[Collected data]
• • •
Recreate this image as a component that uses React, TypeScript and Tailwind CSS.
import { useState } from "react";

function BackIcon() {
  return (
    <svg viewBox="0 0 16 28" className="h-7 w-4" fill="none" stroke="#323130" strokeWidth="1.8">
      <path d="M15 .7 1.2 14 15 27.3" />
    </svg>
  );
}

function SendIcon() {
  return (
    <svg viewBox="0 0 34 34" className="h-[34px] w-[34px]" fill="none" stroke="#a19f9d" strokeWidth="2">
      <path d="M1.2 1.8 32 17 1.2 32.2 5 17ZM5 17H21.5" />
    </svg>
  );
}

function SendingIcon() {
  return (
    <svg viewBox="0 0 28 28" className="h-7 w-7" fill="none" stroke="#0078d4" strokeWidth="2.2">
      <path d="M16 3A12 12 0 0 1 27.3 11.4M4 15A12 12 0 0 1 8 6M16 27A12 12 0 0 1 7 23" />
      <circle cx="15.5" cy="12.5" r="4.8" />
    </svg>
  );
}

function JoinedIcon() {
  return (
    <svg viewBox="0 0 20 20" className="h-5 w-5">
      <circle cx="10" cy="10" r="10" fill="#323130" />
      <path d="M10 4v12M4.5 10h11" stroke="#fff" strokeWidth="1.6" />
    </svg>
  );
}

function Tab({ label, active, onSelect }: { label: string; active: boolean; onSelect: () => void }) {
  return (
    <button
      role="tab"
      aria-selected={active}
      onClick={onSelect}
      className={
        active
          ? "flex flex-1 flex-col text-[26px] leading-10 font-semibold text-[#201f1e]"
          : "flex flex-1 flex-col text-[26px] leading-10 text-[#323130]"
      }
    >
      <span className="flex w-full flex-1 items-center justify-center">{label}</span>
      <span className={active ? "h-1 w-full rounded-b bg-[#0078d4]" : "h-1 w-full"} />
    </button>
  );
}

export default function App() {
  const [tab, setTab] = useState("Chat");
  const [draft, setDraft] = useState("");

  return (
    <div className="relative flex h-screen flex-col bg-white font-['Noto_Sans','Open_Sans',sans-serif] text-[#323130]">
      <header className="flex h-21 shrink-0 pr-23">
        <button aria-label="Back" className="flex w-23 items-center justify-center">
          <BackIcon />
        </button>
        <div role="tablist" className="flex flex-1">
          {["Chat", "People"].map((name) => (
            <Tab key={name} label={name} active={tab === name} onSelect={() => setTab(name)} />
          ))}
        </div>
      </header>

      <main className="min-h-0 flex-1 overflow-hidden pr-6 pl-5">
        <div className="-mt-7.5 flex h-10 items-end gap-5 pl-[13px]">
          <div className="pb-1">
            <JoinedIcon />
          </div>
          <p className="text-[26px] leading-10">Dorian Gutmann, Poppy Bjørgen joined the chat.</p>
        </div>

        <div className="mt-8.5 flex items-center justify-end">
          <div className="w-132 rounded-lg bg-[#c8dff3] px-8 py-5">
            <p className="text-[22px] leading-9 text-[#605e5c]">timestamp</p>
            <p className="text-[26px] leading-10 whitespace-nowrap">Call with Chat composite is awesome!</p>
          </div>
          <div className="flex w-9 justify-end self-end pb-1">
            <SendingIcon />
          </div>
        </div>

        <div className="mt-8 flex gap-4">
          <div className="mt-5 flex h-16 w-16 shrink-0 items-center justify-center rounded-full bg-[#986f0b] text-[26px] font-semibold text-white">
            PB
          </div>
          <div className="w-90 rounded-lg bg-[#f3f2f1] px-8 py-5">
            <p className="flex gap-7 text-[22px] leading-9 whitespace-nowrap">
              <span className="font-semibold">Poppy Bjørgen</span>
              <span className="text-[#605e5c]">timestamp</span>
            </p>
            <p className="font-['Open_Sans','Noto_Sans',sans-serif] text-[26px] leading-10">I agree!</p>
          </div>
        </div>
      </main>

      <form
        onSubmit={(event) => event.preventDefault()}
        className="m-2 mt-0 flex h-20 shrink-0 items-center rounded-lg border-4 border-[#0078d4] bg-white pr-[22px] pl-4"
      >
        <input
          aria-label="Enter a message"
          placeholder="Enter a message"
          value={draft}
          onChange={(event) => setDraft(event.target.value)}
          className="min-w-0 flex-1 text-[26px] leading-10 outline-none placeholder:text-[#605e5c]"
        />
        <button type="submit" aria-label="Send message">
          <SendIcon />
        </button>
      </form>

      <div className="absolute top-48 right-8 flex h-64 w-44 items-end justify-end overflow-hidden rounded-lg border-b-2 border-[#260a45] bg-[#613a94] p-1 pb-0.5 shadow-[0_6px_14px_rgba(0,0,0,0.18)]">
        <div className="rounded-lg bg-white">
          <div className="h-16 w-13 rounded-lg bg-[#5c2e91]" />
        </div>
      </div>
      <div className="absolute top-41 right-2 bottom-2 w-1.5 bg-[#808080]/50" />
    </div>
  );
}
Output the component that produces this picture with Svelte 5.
• • •
Restate the records, all of them, precisely as written.

Recreate this image as a component that uses React, TypeScript and Tailwind CSS.
import { useState } from "react";

function BackIcon() {
  return (
    <svg viewBox="0 0 16 28" className="h-7 w-4" fill="none" stroke="#323130" strokeWidth="1.8">
      <path d="M15 .7 1.2 14 15 27.3" />
    </svg>
  );
}

function SendIcon() {
  return (
    <svg viewBox="0 0 34 34" className="h-[34px] w-[34px]" fill="none" stroke="#a19f9d" strokeWidth="2">
      <path d="M1.2 1.8 32 17 1.2 32.2 5 17ZM5 17H21.5" />
    </svg>
  );
}

function SendingIcon() {
  return (
    <svg viewBox="0 0 28 28" className="h-7 w-7" fill="none" stroke="#0078d4" strokeWidth="2.2">
      <path d="M16 3A12 12 0 0 1 27.3 11.4M4 15A12 12 0 0 1 8 6M16 27A12 12 0 0 1 7 23" />
      <circle cx="15.5" cy="12.5" r="4.8" />
    </svg>
  );
}

function JoinedIcon() {
  return (
    <svg viewBox="0 0 20 20" className="h-5 w-5">
      <circle cx="10" cy="10" r="10" fill="#323130" />
      <path d="M10 4v12M4.5 10h11" stroke="#fff" strokeWidth="1.6" />
    </svg>
  );
}

function Tab({ label, active, onSelect }: { label: string; active: boolean; onSelect: () => void }) {
  return (
    <button
      role="tab"
      aria-selected={active}
      onClick={onSelect}
      className={
        active
          ? "flex flex-1 flex-col text-[26px] leading-10 font-semibold text-[#201f1e]"
          : "flex flex-1 flex-col text-[26px] leading-10 text-[#323130]"
      }
    >
      <span className="flex w-full flex-1 items-center justify-center">{label}</span>
      <span className={active ? "h-1 w-full rounded-b bg-[#0078d4]" : "h-1 w-full"} />
    </button>
  );
}

export default function App() {
  const [tab, setTab] = useState("Chat");
  const [draft, setDraft] = useState("");

  return (
    <div className="relative flex h-screen flex-col bg-white font-['Noto_Sans','Open_Sans',sans-serif] text-[#323130]">
      <header className="flex h-21 shrink-0 pr-23">
        <button aria-label="Back" className="flex w-23 items-center justify-center">
          <BackIcon />
        </button>
        <div role="tablist" className="flex flex-1">
          {["Chat", "People"].map((name) => (
            <Tab key={name} label={name} active={tab === name} onSelect={() => setTab(name)} />
          ))}
        </div>
      </header>

      <main className="min-h-0 flex-1 overflow-hidden pr-6 pl-5">
        <div className="-mt-7.5 flex h-10 items-end gap-5 pl-[13px]">
          <div className="pb-1">
            <JoinedIcon />
          </div>
          <p className="text-[26px] leading-10">Dorian Gutmann, Poppy Bjørgen joined the chat.</p>
        </div>

        <div className="mt-8.5 flex items-center justify-end">
          <div className="w-132 rounded-lg bg-[#c8dff3] px-8 py-5">
            <p className="text-[22px] leading-9 text-[#605e5c]">timestamp</p>
            <p className="text-[26px] leading-10 whitespace-nowrap">Call with Chat composite is awesome!</p>
          </div>
          <div className="flex w-9 justify-end self-end pb-1">
            <SendingIcon />
          </div>
        </div>

        <div className="mt-8 flex gap-4">
          <div className="mt-5 flex h-16 w-16 shrink-0 items-center justify-center rounded-full bg-[#986f0b] text-[26px] font-semibold text-white">
            PB
          </div>
          <div className="w-90 rounded-lg bg-[#f3f2f1] px-8 py-5">
            <p className="flex gap-7 text-[22px] leading-9 whitespace-nowrap">
              <span className="font-semibold">Poppy Bjørgen</span>
              <span className="text-[#605e5c]">timestamp</span>
            </p>
            <p className="font-['Open_Sans','Noto_Sans',sans-serif] text-[26px] leading-10">I agree!</p>
          </div>
        </div>
      </main>

      <form
        onSubmit={(event) => event.preventDefault()}
        className="m-2 mt-0 flex h-20 shrink-0 items-center rounded-lg border-4 border-[#0078d4] bg-white pr-[22px] pl-4"
      >
        <input
          aria-label="Enter a message"
          placeholder="Enter a message"
          value={draft}
          onChange={(event) => setDraft(event.target.value)}
          className="min-w-0 flex-1 text-[26px] leading-10 outline-none placeholder:text-[#605e5c]"
        />
        <button type="submit" aria-label="Send message">
          <SendIcon />
        </button>
      </form>

      <div className="absolute top-48 right-8 flex h-64 w-44 items-end justify-end overflow-hidden rounded-lg border-b-2 border-[#260a45] bg-[#613a94] p-1 pb-0.5 shadow-[0_6px_14px_rgba(0,0,0,0.18)]">
        <div className="rounded-lg bg-white">
          <div className="h-16 w-13 rounded-lg bg-[#5c2e91]" />
        </div>
      </div>
      <div className="absolute top-41 right-2 bottom-2 w-1.5 bg-[#808080]/50" />
    </div>
  );
}
Output the component that produces this picture with Svelte 5.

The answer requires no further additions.